Houston Rockets: Three tenets of the Ryan Anderson trade with the Suns
Tenet #1: The problem
This, of course, wasn’t a Woj bomb that I was expecting but I was relieved to see it nonetheless. We all know how Ryno was not performing up to expectations based off his salary averaging about $20 million per for the next two seasons.
He had slid from starter to deep on the Houston Rockets bench for not only his streaky shooting but for his ineptitude on the defensive end. Yes, he shot at a 38.6 percent clip for 2017-18 as well as averaging about five rebounds per game but that simply was not enough.
For a player getting paid that much, it was like squeezing blood out of turnip to try keep his production levels high. I’m positive it was a painstaking task for Mike D’Antoni and the rest of the coaching staff just to meet that objective as well.

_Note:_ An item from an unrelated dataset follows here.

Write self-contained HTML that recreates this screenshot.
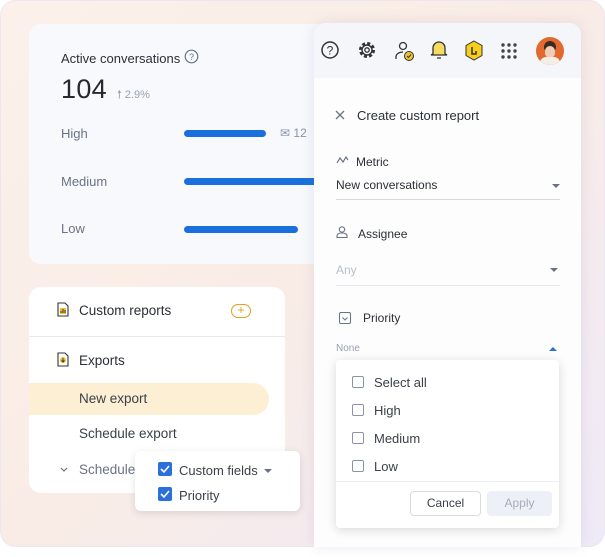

Need more analysis on the Ryan Anderson trade? Take a listen to my guys Robert Land and R.G. Seal who give some honest dish:
The contract itself was an albatross on Morey’s neck and it stymied any type of flexibility the team could have to sign other free agents. If Ryno’s performance had warranted his retention, then this whole point would be moot but that’s not the current reality that we live in.
If Morey could take back the four-year, $80 million deal that he brokered back in the 2016 off season, he’d do so in heartbeat. But times were different just two seasons ago — the NBA had just received a windfall of cash from the new television rights deal that went into effect and Ryno’s contract was sort of a gamble but Morey thought he’d be able to absorb it over time.
Many expected the NBA salary cap to keep ballooning over the time but the exact opposite has happened instead with only modest increases since the exponential one some two seasons ago.
Since the 2015-16 season where the cap was at $70 million, the cap has increased to $94.1M (2016-17), $99.1M (2017-18) and finally $101.9M for the upcoming 2018-19 season.
With teams doing the bulk of their spending sprees at the start of the 2016-17 campaign, this has left few franchises far and in-between that actually have extra cash in the coffers to spend.
Luckily, the Suns do as they’ve continued to hoard it over the past few seasons and have kept spending to a minimum. Even with their additions from the Rockets, their costs remain relatively flat over the next two seasons with a slight bump of about $4 million in spending by acquiring Ryno.
This is why they’re the perfect trade partner for this type of proposal and that problem that had been glaring the Houston Rockets in the face has been solved.